On lui répondit qu'une légion, par révérence pour la loi chrétienne, avait voulu dédaigner les cérémonies romaines, le culte des dieux tout comme les ordres du général, qu'elle avait été exécutée afin que le bon ordre habituel de la discipline militaire soit plus strictement respecté. Alors Victor, soupirant profondément, s'écrie plein de tristesse: « Pauvre de moi qui, après tant d'années de service, suis parvenu à cet âge malheureux sans mériter de servir dans cette légion; comme j'aurais pu terminer heureusement ma vie si, au milieu de ces hommes, j'avais bénéficié de cette mort glorieuse ! Si, bien qu'indigne, j'avais été leur compagnon, ou si par hasard ma route m'avait conduit ici à temps pour que le sang de mon vieux cœur se répande parmi les dépouilles de ces héros, je n'aurais pas hésité à exposer mon corps à la mort pourvu que je puisse participer à un si grand honneur. »

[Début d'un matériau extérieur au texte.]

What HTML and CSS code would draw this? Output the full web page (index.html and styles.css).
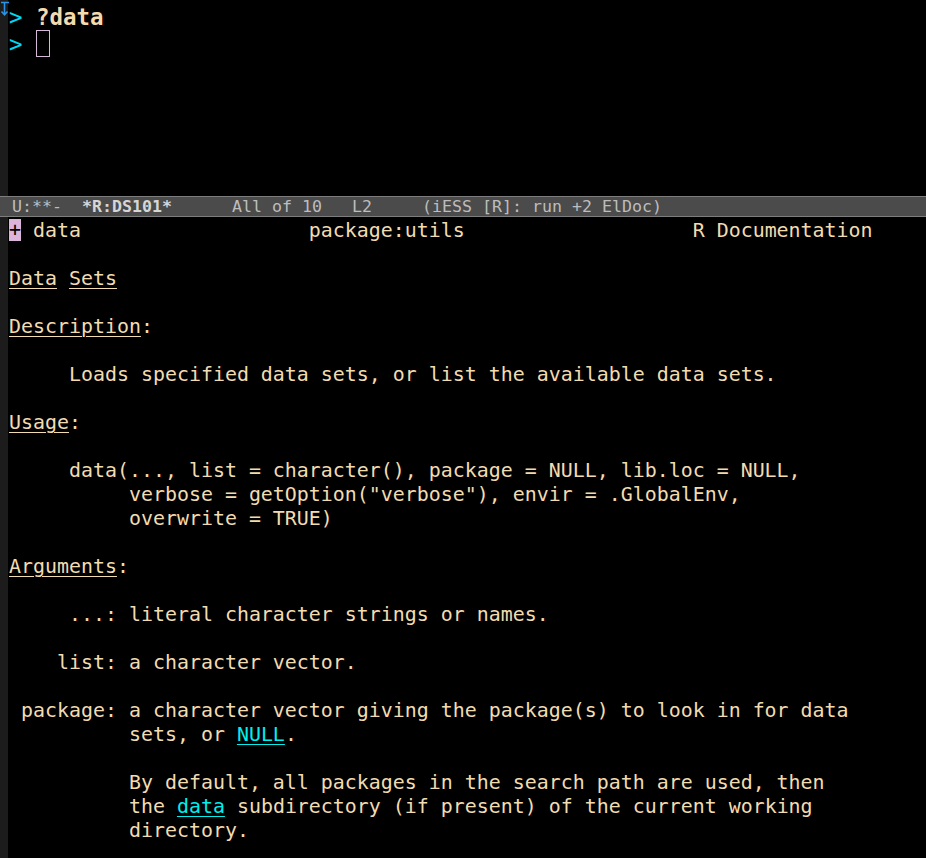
FILE: index.html
```html
<!DOCTYPE html>
<html>
<head>
<meta charset="utf-8">
<link rel="stylesheet" href="styles.css">
</head>
<body>
<div class="frame">
  <div class="window top">
    <div class="fringe">
      <svg class="boundary" width="9" height="17" viewBox="0 0 9 17">
        <path d="M1 2.5 H9 M4.5 2.5 V15 M1.5 11.5 L4.5 14.8 L7.5 11.5" fill="none" stroke="#2a93e8" stroke-width="1.6"/>
      </svg>
    </div>
    <div class="buffer repl">
      <div class="line"><span class="prompt">&gt;</span> <span class="input">?data</span></div>
      <div class="line"><span class="prompt">&gt;</span> <span class="hollow-cursor"> </span></div>
    </div>
  </div>
  <div class="modeline"> U:**-  <b class="bufname">*R:DS101*</b>      All of 10   L2     (iESS [R]: run +2 ElDoc)</div>
  <div class="window help">
    <div class="fringe"></div>
    <div class="buffer doc">
      <div class="line"><span class="cursor">+</span> data                   package:utils                   R Documentation</div>
      <div class="line"> </div>
      <div class="line"><span class="ul">Data</span> <span class="ul">Sets</span></div>
      <div class="line"> </div>
      <div class="line"><span class="ul">Description</span>:</div>
      <div class="line"> </div>
      <div class="line">     Loads specified data sets, or list the available data sets.</div>
      <div class="line"> </div>
      <div class="line"><span class="ul">Usage</span>:</div>
      <div class="line"> </div>
      <div class="line">     data(..., list = character(), package = NULL, lib.loc = NULL,</div>
      <div class="line">          verbose = getOption("verbose"), envir = .GlobalEnv,</div>
      <div class="line">          overwrite = TRUE)</div>
      <div class="line"> </div>
      <div class="line"><span class="ul">Arguments</span>:</div>
      <div class="line"> </div>
      <div class="line">     ...: literal character strings or names.</div>
      <div class="line"> </div>
      <div class="line">    list: a character vector.</div>
      <div class="line"> </div>
      <div class="line"> package: a character vector giving the package(s) to look in for data</div>
      <div class="line">          sets, or <span class="link">NULL</span>.</div>
      <div class="line"> </div>
      <div class="line">          By default, all packages in the search path are used, then</div>
      <div class="line">          the <span class="link">data</span> subdirectory (if present) of the current working</div>
      <div class="line">          directory.</div>
      <div class="line"> </div>
    </div>
  </div>
</div>
</body>
</html>
```

FILE: styles.css
```css
html, body {
  margin: 0;
  padding: 0;
  background: #000;
}

.frame {
  width: 926px;
  height: 858px;
  display: flex;
  flex-direction: column;
  overflow: hidden;
  background: #000;
  font-family: "DejaVu Sans Mono", monospace;
  color: #f3dbb0;
}

.window {
  display: flex;
  flex-direction: row;
}

.window.top {
  height: 196px;
  flex: none;
}

.window.help {
  flex: 1;
  overflow: hidden;
}

.fringe {
  width: 8px;
  flex: none;
  background: #1c1c1c;
}

.boundary {
  display: block;
}

.buffer {
  flex: 1;
  padding-left: 1px;
}

.line {
  white-space: pre;
}

.repl {
  padding-top: 4px;
  font-size: 22.42px;
  line-height: 27px;
}

.repl .line {
  height: 27px;
}

.doc {
  padding-top: 2px;
  font-size: 19.93px;
  line-height: 24px;
}

.doc .line {
  height: 24px;
}

.prompt {
  color: #00d7f0;
}

.input {
  font-weight: bold;
  color: #f3dbb0;
}

.hollow-cursor {
  display: inline-block;
  width: 13.5px;
  height: 27px;
  margin-top: -1px;
  box-sizing: border-box;
  border: 1px solid #d8b8d8;
  vertical-align: top;
}

.cursor {
  display: inline-block;
  width: 12px;
  height: 22px;
  margin-top: 0;
  background: #dcb4dc;
  color: #000;
  vertical-align: top;
  line-height: 22px;
}

.modeline {
  flex: none;
  height: 19px;
  border-top: 1px solid #7d7d7d;
  border-bottom: 1px solid #7d7d7d;
  background: #4b4b4b;
  color: #bdbdbd;
  font-size: 16.61px;
  line-height: 20px;
  padding-left: 2px;
  white-space: pre;
}

.bufname {
  color: #d6d6d6;
  font-weight: bold;
}

.ul {
  text-decoration: underline;
  text-decoration-thickness: 1px;
  text-underline-offset: 3px;
}

.link {
  color: #00eeee;
  text-decoration: underline;
  text-decoration-thickness: 1px;
  text-underline-offset: 3px;
}
```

Comme il prononçait ces paroles, la troupe des impies l'entoura aussitôt et le pressa sur un ton menaçant de dire s'il était chrétien. Alors Victor, levant quelque peu les yeux au ciel, répondit ainsi à ceux qui le questionnaient: « A l'âge où vous me voyez, j'ai acquis une longue expérience de la vie. Tout ce qui arrive dans ce monde est ou bien créé par la passion des hommes ou bien mené par l'inconstance du monde ou bien corrompu par le hasard toujours changeant: quoi que nous voulions, souhaitions, sachions ou désirions, le monde entier est enfoui dans les ténèbres qui l'entourent, à moins que le Christ nous ait montré le chemin ou éclairé de sa lumière. Voici quelles sont les convictions de mon âme; que ne puis-je en rendre témoignage dans un dernier mouvement ! Si ma route m'avait conduit ici un peu avant le massacre de la légion, j'aurais préféré être leur compagnon dans la mort plutôt que partager votre festin et votre banquet. Pourtant, maintenant aussi, le Christ fera en sorte que, par une mort bienheureuse, vous ne permettiez pas que moi qui suis chrétien et aurai confessé ma foi, puisse m'en aller.» Il parlait encore quand il fut brutalement égorgé par les bourreaux pleins de fureur; ainsi le saint homme par une prompte confession mérita de devenir le compagnon des autres saints.

*

Victor est apparu le premier à Théodore, évêque du Valais; c'est lui qui indiqua l'endroit où reposait chaque saint . Une fois rassemblés, leurs corps furent déposés dans l'église du lieu où par de nombreux et divers miracles le Seigneur Christ notre Dieu manifeste sa puissance sacrée. On rapporte que faisaient partie de cette légion trois cent dix-huit martyrs qui reçurent la palme du martyre à Cologne; de tout temps on dit que leur chef était le bienheureux martyr Géréon. Toi, terre de Germanie, tu recouvres d'un riche tapis d'herbe leurs dépouilles rassemblées en un seul lieu, puisse une illustre Passion magnifier le sang qu'ils ont versé aux siècles des siècles. Amen

Commentaires

  • Le tableau de Greco était une commande de Philippe II pour son palais de l'Escorial et fut assez universellement considéré à l'époque (1682) comme une bouse d'esprit vaguement hérétique. Il éloigna le peintre de la cour espagnole et celui-ci se cantonna à Tolède.
    On préféra confier à un obscur peintre florentin le soin d'honorer la commande :
    https://www.pinterest.fr/pin/526006431461804434/
    Mais bon, même pour un admirateur aussi éperdu qu'inconditionnel de Greco, force est d'admettre que ce n'est pas le plus accessible de ses chefs-d’œuvre...

  • Euh... 1582...

  • Quel est le nom du peintre florentin ?
    Merci de nous renseigner

  • J'ai mis le lien...

  • C'est donc Romulo Cincinnato (quel pseudo ! ce Florentin éprouvait le besoin de se romaniser ! on ne peut guère faire plus !), On trouve une meilleure reproduction du Martyre de St Maurice à sa notice Wikipedia (anglaise). Le tableau a mal vieilli, devenu un peu charbonneux, il reprend la composition d'ensemble du Greco en la simplifiant et surtout en plaçant le Christ au centre du ciel. Comme si l'on reprochait au Greco, tout à ses anges aviateurs (spécialistes de la voltige), de l'avoir oublié...

  • Le mot n'a aucun sens et il est de toutes façons galvaudé, mais qielle modernité!